I advocate that the industry needs aviation-specific, academically derived cognitive bias research, which will provide the structured foundation for a formal expansion of human factors training to include elements such as emotional intelligence, psychological safety, inclusive leadership, and cognitive biases training as an approach to enhance safety culture.
The neuroplasticity of our brains allows us to reframe how we think to have more control over our decision-making process. We can use self-awareness to pause and examine whether our brains are operating from the primitive or emotional parts or whether we are operating in our thinking brain. This process actually builds new neural pathways, and it becomes a habit. We can leverage this neuroplasticity to create new pathways of mitigating operating on negative biases. In the ways that we’ve all been trained to recognize and intervene in the accident chain, the same principles apply here. We recognize a pattern and we’re able to stop it. But that requires awareness and training.
If human error is the problem, the new era of aviation safety must begin with a granular analysis of cognitive processing. We cannot enhance safety without a better understanding of our cognitive biases and their impact on flight deck safety and organizational safety culture. An interdisciplinary research approach will target this pervasive safety gap to reduce human error and enhance the effectiveness of an organization’s SMS.

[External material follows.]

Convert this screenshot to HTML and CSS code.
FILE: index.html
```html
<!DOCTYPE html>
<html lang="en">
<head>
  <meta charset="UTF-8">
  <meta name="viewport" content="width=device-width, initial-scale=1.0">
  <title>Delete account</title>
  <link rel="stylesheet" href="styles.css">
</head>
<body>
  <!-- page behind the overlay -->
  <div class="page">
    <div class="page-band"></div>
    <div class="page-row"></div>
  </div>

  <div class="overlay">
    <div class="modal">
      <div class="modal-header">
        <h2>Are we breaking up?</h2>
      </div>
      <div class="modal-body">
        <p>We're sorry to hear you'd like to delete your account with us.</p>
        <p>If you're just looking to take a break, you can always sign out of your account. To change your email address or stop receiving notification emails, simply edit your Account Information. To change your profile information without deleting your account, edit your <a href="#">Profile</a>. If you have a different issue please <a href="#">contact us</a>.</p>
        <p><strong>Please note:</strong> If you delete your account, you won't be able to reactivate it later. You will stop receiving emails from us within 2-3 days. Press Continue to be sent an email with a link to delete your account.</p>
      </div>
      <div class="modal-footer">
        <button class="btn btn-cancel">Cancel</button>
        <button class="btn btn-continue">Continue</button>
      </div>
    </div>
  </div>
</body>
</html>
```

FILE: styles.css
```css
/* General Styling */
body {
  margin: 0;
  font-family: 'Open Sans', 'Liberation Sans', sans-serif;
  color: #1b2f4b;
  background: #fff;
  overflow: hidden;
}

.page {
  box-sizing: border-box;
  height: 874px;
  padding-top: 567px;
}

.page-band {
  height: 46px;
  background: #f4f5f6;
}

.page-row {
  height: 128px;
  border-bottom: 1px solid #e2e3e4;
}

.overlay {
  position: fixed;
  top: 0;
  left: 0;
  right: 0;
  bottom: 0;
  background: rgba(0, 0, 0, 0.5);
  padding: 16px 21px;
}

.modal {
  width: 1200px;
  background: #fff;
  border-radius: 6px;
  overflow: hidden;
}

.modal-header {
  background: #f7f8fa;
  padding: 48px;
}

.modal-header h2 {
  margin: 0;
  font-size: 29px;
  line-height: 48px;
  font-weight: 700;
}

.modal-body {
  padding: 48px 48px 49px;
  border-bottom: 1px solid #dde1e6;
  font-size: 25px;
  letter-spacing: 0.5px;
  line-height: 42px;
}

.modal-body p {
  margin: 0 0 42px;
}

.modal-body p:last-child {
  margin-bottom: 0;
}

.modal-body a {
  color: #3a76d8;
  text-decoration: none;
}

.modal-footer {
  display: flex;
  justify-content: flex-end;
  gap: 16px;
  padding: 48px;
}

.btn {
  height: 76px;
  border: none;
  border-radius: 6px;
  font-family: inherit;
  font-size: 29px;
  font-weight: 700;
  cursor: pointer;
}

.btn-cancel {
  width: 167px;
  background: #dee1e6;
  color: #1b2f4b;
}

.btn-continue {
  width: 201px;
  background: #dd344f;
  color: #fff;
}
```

Contemporary cognitive science research is the new era of aviation safety. We can no longer afford to sit back passively in our zone, waiting for research in human factors to be done in other fields (refracted through their institutional logics) before taking it up and grafting it into aviation safety systems. For cognitive science research to accurately inform aviation, someone within the industry needs to be in the “flight deck” navigating the research.